What Do We Achieve, from a Public Health Perspective, with GoFRoC, that We Cannot Achieve with Safer Alternatives?

Given these considerations, no reasonable number of GoFRoC studies will give us enough data to be certain we know all the ways that influenza can achieve human-to-human transmission. Yet dramatic public health benefits have been claimed for GoFRoC experiments. Authors from the US CDC wrote in 2015 that prioritization of countermeasures against H7N9 strains in Cambodia that year had been possible uniquely thanks to the GoFRoC experiments that identified the importance of particular mutations in achieving human-to-human transmissibility [53]. These claims were exaggerated in the sense that every one of the mutations identified by those authors as generating concern about the Cambodian H7N9 strains, which had been identified in GoFRoC with H5N1, had been previously pinpointed in publications describing sequence analysis of existing strains and/or experimental approaches not constituting GoFRoC, such as binding studies of purified HA; the relevant experiments are listed in a table in Ref. [54]. While the GoFRoC studies in H5N1 added to the evidence base for the importance of these sites, there was nothing unique about the GoFRoC studies, and the same level of concern would have been appropriate purely on the basis of prior studies.

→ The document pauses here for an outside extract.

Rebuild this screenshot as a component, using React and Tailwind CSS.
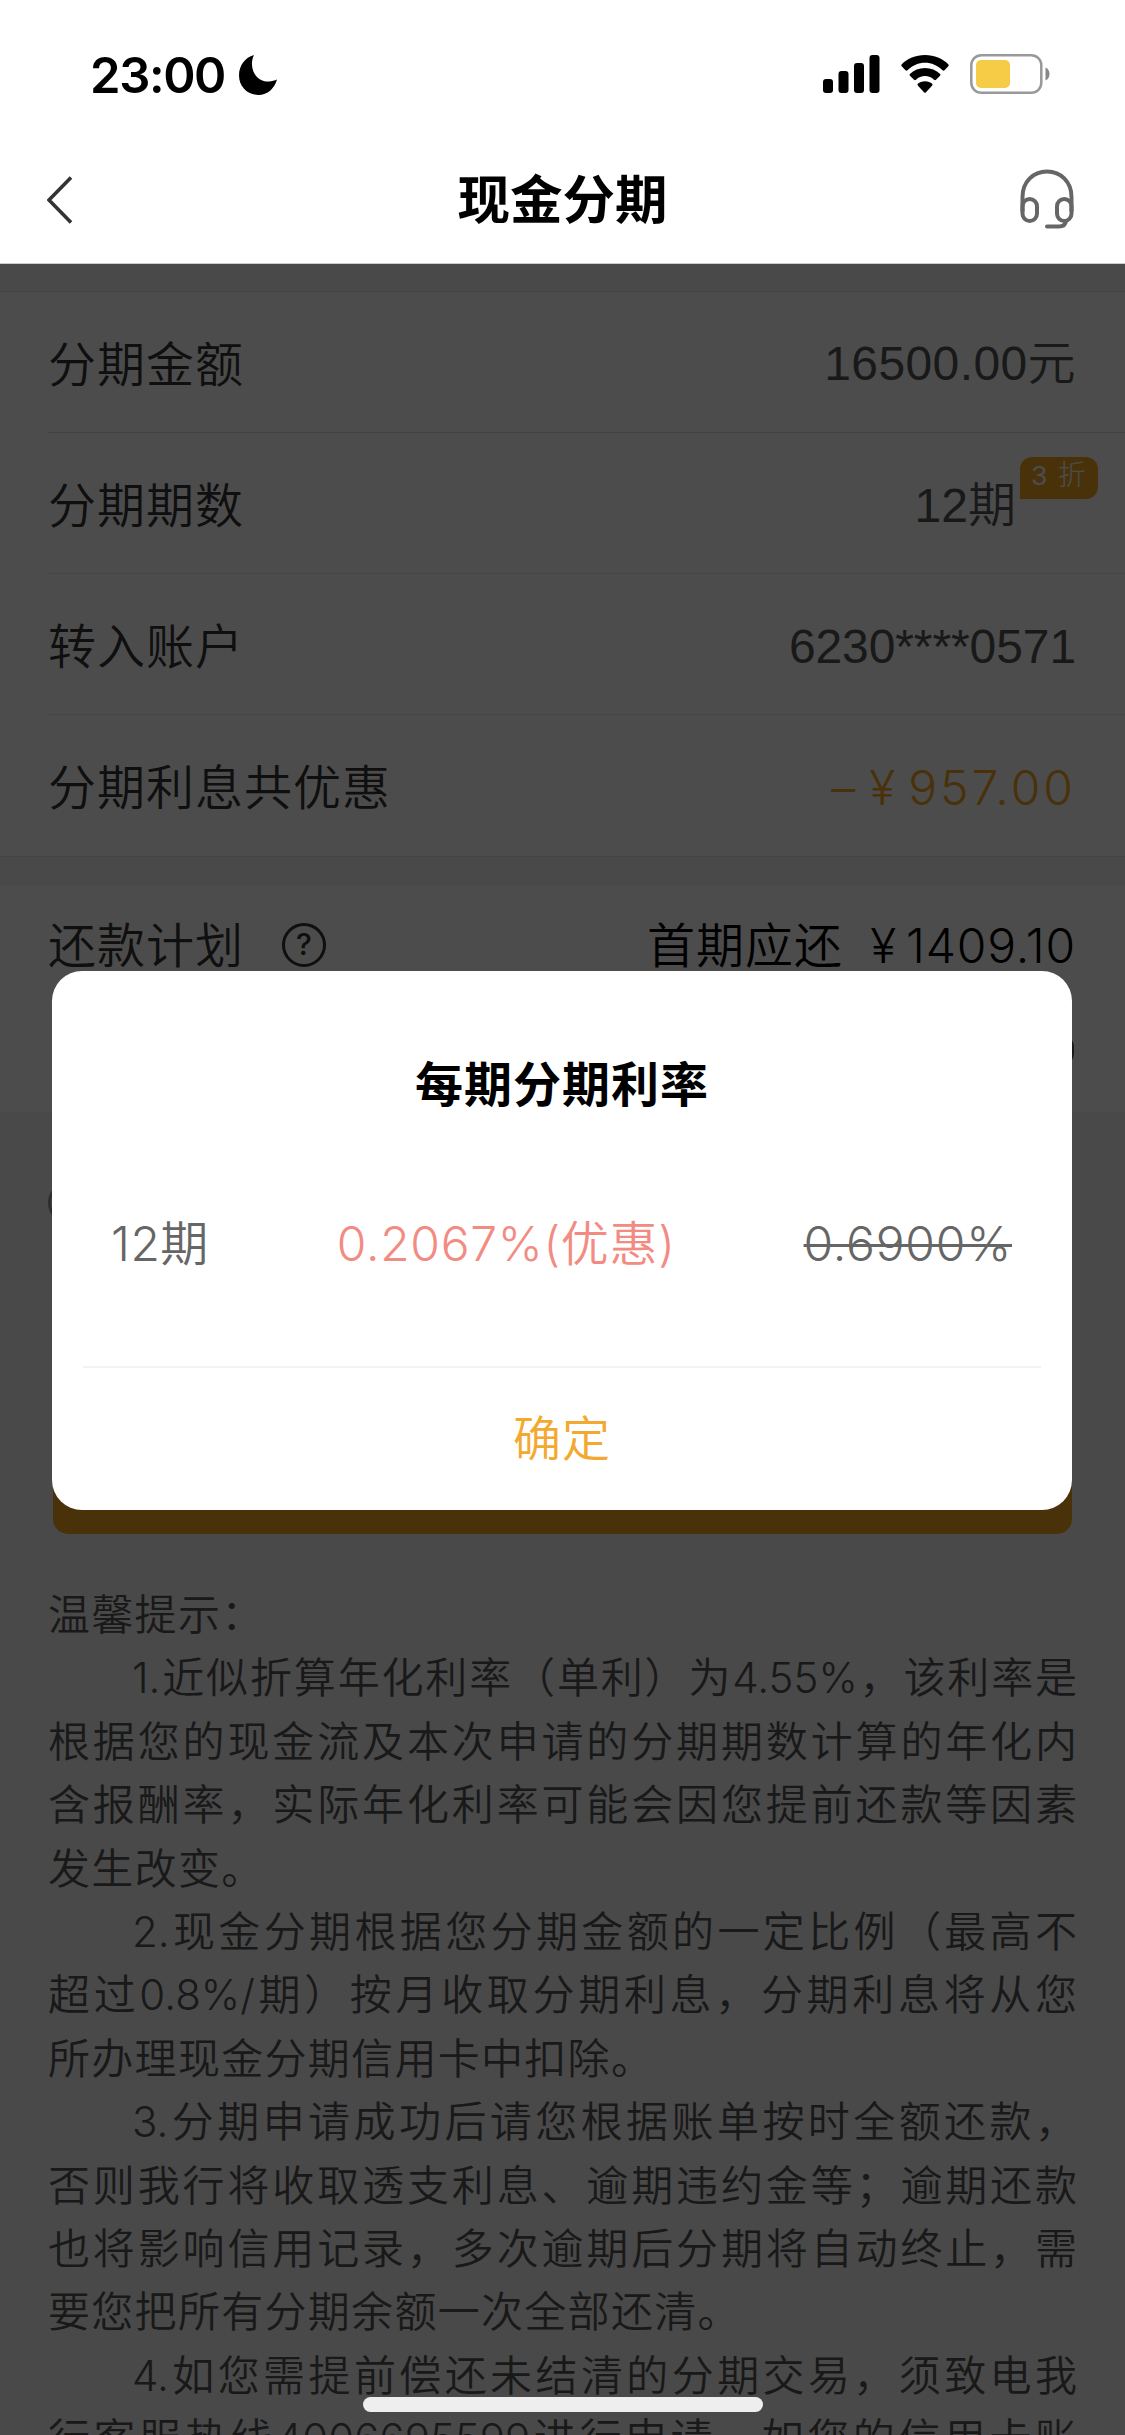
const sans = "font-['Liberation_Sans','Noto_Sans_CJK_SC',sans-serif]";
const cjk = "font-['Inter','Noto_Sans_CJK_SC',sans-serif]";

const tips = [
  { text: "温馨提示：", last: true },
  { text: "1.近似折算年化利率（单利）为4.55%，该利率是", indent: true },
  { text: "根据您的现金流及本次申请的分期期数计算的年化内" },
  { text: "含报酬率，实际年化利率可能会因您提前还款等因素" },
  { text: "发生改变。", last: true },
  { text: "2.现金分期根据您分期金额的一定比例（最高不", indent: true },
  { text: "超过0.8%/期）按月收取分期利息，分期利息将从您" },
  { text: "所办理现金分期信用卡中扣除。", last: true },
  { text: "3.分期申请成功后请您根据账单按时全额还款，", indent: true },
  { text: "否则我行将收取透支利息、逾期违约金等；逾期还款" },
  { text: "也将影响信用记录，多次逾期后分期将自动终止，需" },
  { text: "要您把所有分期余额一次全部还清。", last: true },
  { text: "4.如您需提前偿还未结清的分期交易，须致电我", indent: true },
  { text: "行客服热线4006695599进行申请，如您的信用卡账" },
];

function StatusBar() {
  return (
    <div className="flex h-[136px] items-center justify-between pt-[12px] pr-[75px] pl-[90px]">
      <div className="flex items-center gap-[14px]">
        <span className="pt-[3px] font-['Inter',sans-serif] text-[49px] leading-[60px] font-semibold tracking-[-1.4px] text-black">
          23:00
        </span>
        <svg className="mt-[2px]" width="38" height="40" viewBox="0 0 38 40">
          <path
            d="M15 0C13.500 3 12.800 6.500 13 10C13.500 20 21 27 30 26.500C33 26.300 35.500 25.500 38 24.500C35.500 33.500 28.500 40 19.500 40C8.500 40 0 31.500 0 20.500C0 10.500 6 2.500 15 0Z"
            fill="#000"
          />
        </svg>
      </div>
      <div className="flex items-center">
        <svg width="57" height="38" viewBox="0 0 57 38" fill="#000">
          <rect x="0" y="24" width="10" height="14" rx="3" />
          <rect x="15.500" y="16" width="10" height="22" rx="3" />
          <rect x="31" y="8" width="10" height="30" rx="3" />
          <rect x="46.500" y="0" width="10" height="38" rx="3" />
        </svg>
        <svg className="ml-[21px]" width="48" height="38" viewBox="0 0 48 38" fill="#000">
          <path d="M24 0C33.500 0 41.500 3.500 47.500 9.500Q48 10.500 47.300 11.300L43.500 15.300Q42.500 16 41.500 15.200C36.500 10.300 30.500 7.700 24 7.700S11.500 10.300 6.500 15.200Q5.500 16 4.500 15.300L.7 11.300Q0 10.500 .5 9.500C6.500 3.500 14.500 0 24 0Z" />
          <path d="M24 13C30 13 35.200 15.200 39.200 19Q39.800 20 39 20.800L35 24.800Q34 25.500 33 24.700C30.500 22.300 27.500 21 24 21S17.500 22.300 15 24.700Q14 25.500 13 24.800L9 20.800Q8.200 20 8.800 19C12.800 15.200 18 13 24 13Z" />
          <path d="M24 26.300C27 26.300 29.400 27.300 31.200 28.700Q31.900 29.700 31 30.700L25 37.200Q24 38.200 23 37.200L17 30.700Q16.100 29.700 16.800 28.700C18.600 27.300 21 26.300 24 26.300Z" />
        </svg>
        <svg className="ml-[21px]" width="80" height="40" viewBox="0 0 80 40">
          <rect x="1.300" y="1.300" width="70" height="37.400" rx="10" fill="none" stroke="#999" strokeWidth="2.500" />
          <rect x="6" y="6" width="34" height="28" rx="5" fill="#f6cb46" />
          <path d="M75.500 13.500C78 14.500 79.500 17 79.500 20S78 25.500 75.500 26.500Z" fill="#888" />
        </svg>
      </div>
    </div>
  );
}

function NavBar() {
  return (
    <div className="flex h-[128px] items-center justify-between border-b border-[#ccc] pr-[51px] pl-[47px]">
      <svg width="58" height="48" viewBox="0 0 58 48">
        <path d="M24 1.500L2 24L24 46.500" fill="none" stroke="#333" strokeWidth="3.600" />
      </svg>
      <h1 className="pb-[7px] font-['Noto_Sans_CJK_SC',sans-serif] text-[52.500px] leading-[60px] font-bold text-black">
        现金分期
      </h1>
      <svg className="mb-[2px]" width="54" height="60" viewBox="0 0 54 60" fill="none" stroke="#666" strokeWidth="4" strokeLinecap="round">
        <path d="M2.500 42V28C2.500 13 13 2.500 27 2.500S51.500 13 51.500 28V42" />
        <rect x="2.500" y="30" width="14.500" height="22" rx="7.200" />
        <rect x="37" y="30" width="14.500" height="22" rx="7.200" />
        <path d="M46 52C45.500 56 43 57.500 39 57.500H27" />
      </svg>
    </div>
  );
}

function Row({ label, children }) {
  return (
    <div className="ml-[48px] flex h-[141px] items-center justify-between border-b border-[#e8e8e8] pt-[5px] pr-[49px] first:border-[#d9d9d9] last:border-0">
      <span className="text-[48px] font-[350] tracking-[1px] text-[#333]">{label}</span>
      {children}
    </div>
  );
}

function Dialog() {
  return (
    <div className="absolute top-[971px] left-[52px] h-[539px] w-[1020px] rounded-[30px] bg-white px-[31px]">
      <h2 className="pt-[78px] text-center text-[48px] leading-[72px] font-bold tracking-[1px] text-black">
        每期分期利率
      </h2>
      <div className="mt-[87px] flex h-[72px] items-center justify-between pr-[29px] pl-[28px] text-[48px] font-[350] text-[#666]">
        <span className="tracking-[0.5px]">12期</span>
        <span className="tracking-[0.7px] text-[#f28b82]">0.2067%(优惠)</span>
        <span className="tracking-[0.8px] line-through decoration-[3px]">0.6900%</span>
      </div>
      <div className="mt-[86px] h-[2px] bg-[#f3f3f3]" />
      <button className="h-[142px] w-full text-[48px] font-[350] tracking-[1px] text-[#f3a92f]">确定</button>
    </div>
  );
}

function App() {
  return (
    <div className={`relative h-[2435px] w-[1125px] overflow-hidden bg-white ${cjk}`}>
      <StatusBar />
      <NavBar />
      <div className="relative h-[2171px] overflow-hidden bg-[#f4f4f4]">
        <div className="h-[28px] border-b border-[#e3e3e3]" />
        <div className="border-b border-[#e3e3e3] bg-white">
          <Row label="分期金额">
            <span className={`pb-[2px] text-[48px] font-[350] tracking-[0.4px] text-[#555] ${sans}`}>16500.00元</span>
          </Row>
          <Row label="分期期数">
            <span className={`relative mr-[60px] text-[48px] font-[350] text-[#555] ${sans}`}>
              12期
              <span className="absolute top-[-13px] left-[105px] flex h-[42px] w-[78px] items-center justify-center rounded-[12px] rounded-bl-none bg-[#f5a623] pb-[3px] text-[28px] font-light [word-spacing:3px] text-white">
                3 折
              </span>
            </span>
          </Row>
          <Row label="转入账户">
            <span className={`text-[48px] tracking-[-0.1px] text-[#555] ${sans}`}>6230****0571</span>
          </Row>
          <Row label="分期利息共优惠">
            <span className="flex text-[48px] font-[350] text-[#f5a623]">
              <span>–</span>
              <span className="ml-[14px]">¥</span>
              <span className="ml-[13px] tracking-[3px]">957.00</span>
            </span>
          </Row>
        </div>
        <div className="h-[29px]" />
        <div className="relative flex h-[226px] items-start justify-between bg-white pt-[24px] pr-[49px] pl-[48px]">
          <div className="flex items-center">
            <span className="text-[48px] font-[350] tracking-[1px] text-[#333]">还款计划</span>
            <span className="mb-[3px] ml-[38px] flex size-[44px] items-center justify-center rounded-full border-[3px] border-[#333] text-[30px] font-medium text-[#333]">
              ?
            </span>
          </div>
          <div className="flex text-[48px] font-[350] text-black">
            <span className="tracking-[1px]">首期应还</span>
            <span className="ml-[27px]">¥</span>
            <span className="ml-[10px] tracking-[0.8px]">1409.10</span>
          </div>
          <span className="absolute top-[149px] right-[51px] h-[30px] w-[24px] rounded-full border-[4px] border-[#555]" />
        </div>
        {/* agreement checkbox */}
        <div className="mt-[69px] ml-[48px] size-[44px] rounded-full border-[3px] border-[#999]" />
        <div className="mt-[197px] ml-[53px] h-[112px] w-[1019px] rounded-[15px] bg-[#f5a623]" />
        <div className="mt-[49px] mr-[48px] ml-[48px] text-[42px] leading-[63.400px] font-[350] text-[#555]">
          {tips.map((line) => (
            <p
              key={line.text}
              className={`whitespace-nowrap ${line.last ? "tracking-[1.3px]" : "[text-align-last:justify] [text-justify:inter-character]"} ${line.indent ? "pl-[84px]" : ""}`}
            >
              {line.text}
            </p>
          ))}
        </div>
        <div className="absolute inset-0 bg-black/70" />
      </div>
      <Dialog />
      <div className="absolute bottom-[23px] left-[363px] h-[15px] w-[400px] rounded-full bg-[#eee]" />
    </div>
  );
}

export default App;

Similarly, participants in the recreation of the 1918 influenza A H1N1 strain asserted after the 2009 pandemic that this recreation had produced major public health benefits in the 2009 pandemic due to the understanding those experiments provided of H1N1 biology [5]. Yet the examples they cited, such as recognizing the likely protection enjoyed by elderly persons in 2009 who had been alive in 1918, in no way depended on the actual reconstruction of the 1918 virus. Sequence comparisons between the 2009 and 1918 viruses would have suggested the hypothesis, and serological assays of persons born before 1918 using the 2009 pandemic virus could—and did—test the hypothesis.

Conclusion

In summary, pandemic prediction, prevention, and mitigation are necessarily inexact sciences, where uncertainty remains mainly because we have so few pandemics to study. GoFRoC can add to the evidence base, but it cannot qualitatively change that evidence base. Empirically, the contribution of such studies to applied public health goals has been far more modest than claimed. Accounting for the unique risk posed by GoFRoC experiments as a factor in deciding whether to pursue them—as one should—shines a light on the narrowness of the scientific questions that they alone can answer. Vast advances in the most essential questions of influenza virology and in the public health goal of pandemic preparedness can be achieved without undertaking experiments that, if an accident occurs, could start a new pandemic. The consequences of such an accident should be enough to direct the attention of ambitious and public health-minded virologists toward these safe alternatives.